You must decrease the overall operation steps as much as possible.

Example 1:

Input: nums = [1,3,5]

Output: 1

Example 2:

Input: nums = [2,2,2,0,1]

Output: 0

Constraints:

n == nums.length

1 <= n <= 5000

-5000 <= nums[i] <= 5000

nums is sorted and rotated between 1 and n times.

package LeetCode.binarySearch;

public class LT154_SearchInRotatedSortedArray_duplicates {

    public static void main(String[] args) {
        int[] arr = {1};

        System.out.println(findMin(arr));
        // TC: O(log n) in best/average case, O(n) in worst case due to duplicates
        // SC: O(1)
    }

    public static int findMin(int[] nums) {
        int low = 0, high = nums.length - 1; // SC: O(1), initializing variables

        int min = Integer.MAX_VALUE; // SC: O(1), auxiliary variable to track min
        while (low <= high) {        // TC: O(log n) best/avg, O(n) worst when duplicates reduce one by one
            int mid = low + (high - low) / 2; // SC: O(1)
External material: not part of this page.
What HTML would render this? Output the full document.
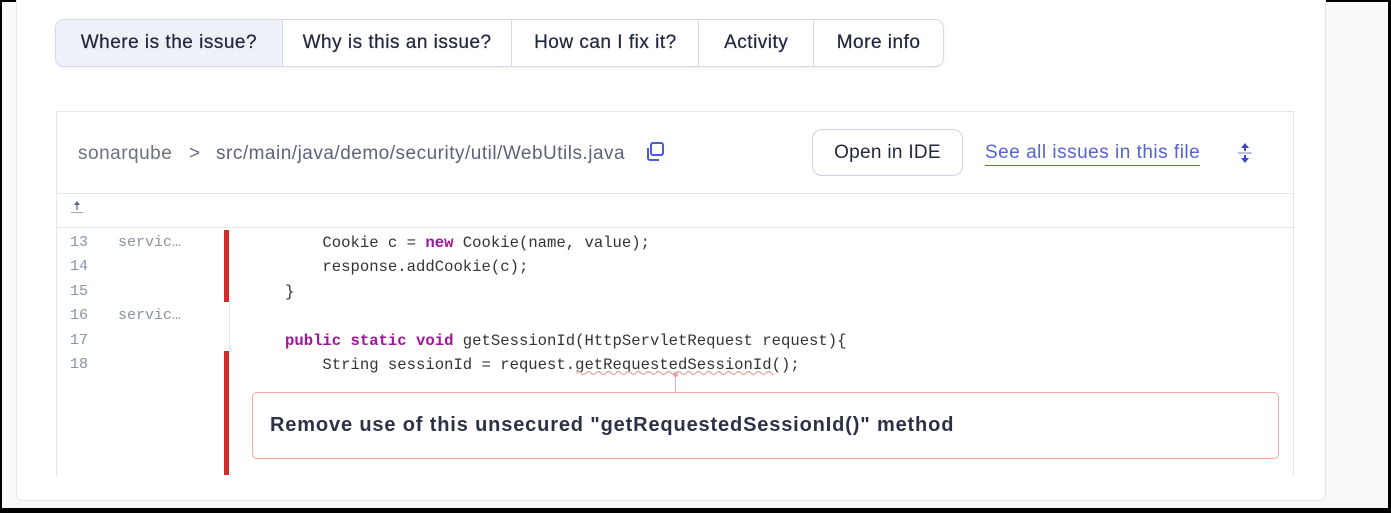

            if (nums[low] < nums[high]) {    // TC: O(1), check if already sorted
                return Integer.min(nums[low], min); // SC: O(1)
            }

            if (nums[low] == nums[mid] && nums[mid] == nums[high]) { // TC: O(1)
                min = Integer.min(nums[low], min); // SC: O(1)
                low++;  // TC: O(1)
                high--; // TC: O(1)
            }
            // left half is sorted
            else if (nums[low] <= nums[mid]) {  // TC: O(1)
                min = Integer.min(nums[low], min); // SC: O(1)
                low = mid + 1; // TC: O(1)
            } else {
                min = Integer.min(nums[mid], min); // SC: O(1)
                high = mid - 1; // TC: O(1)
            }
        }

        return min; // SC: O(1)
    }
}

Here’s the Time and Space Complexity of the findMin function in a clear table format:

Case	Time Complexity	Space Complexity
Best	O(1)	O(1)
Average	O(log n)	O(1)
Worst	O(n)	O(1)

Explanation:

Best Case: The array is already sorted (nums[low] < nums[high]).
Average Case: Standard binary search logic with occasional duplicates.
Worst Case: All or many elements are duplicates, causing the loop to degrade into linear time.

Monday, May 26, 2025

LeetCode 153. Find Minimum in Rotated Sorted Array I

https://leetcode.com/problems/find-minimum-in-rotated-sorted-array/description/

Given the sorted rotated array nums of unique elements, return the minimum element of this array.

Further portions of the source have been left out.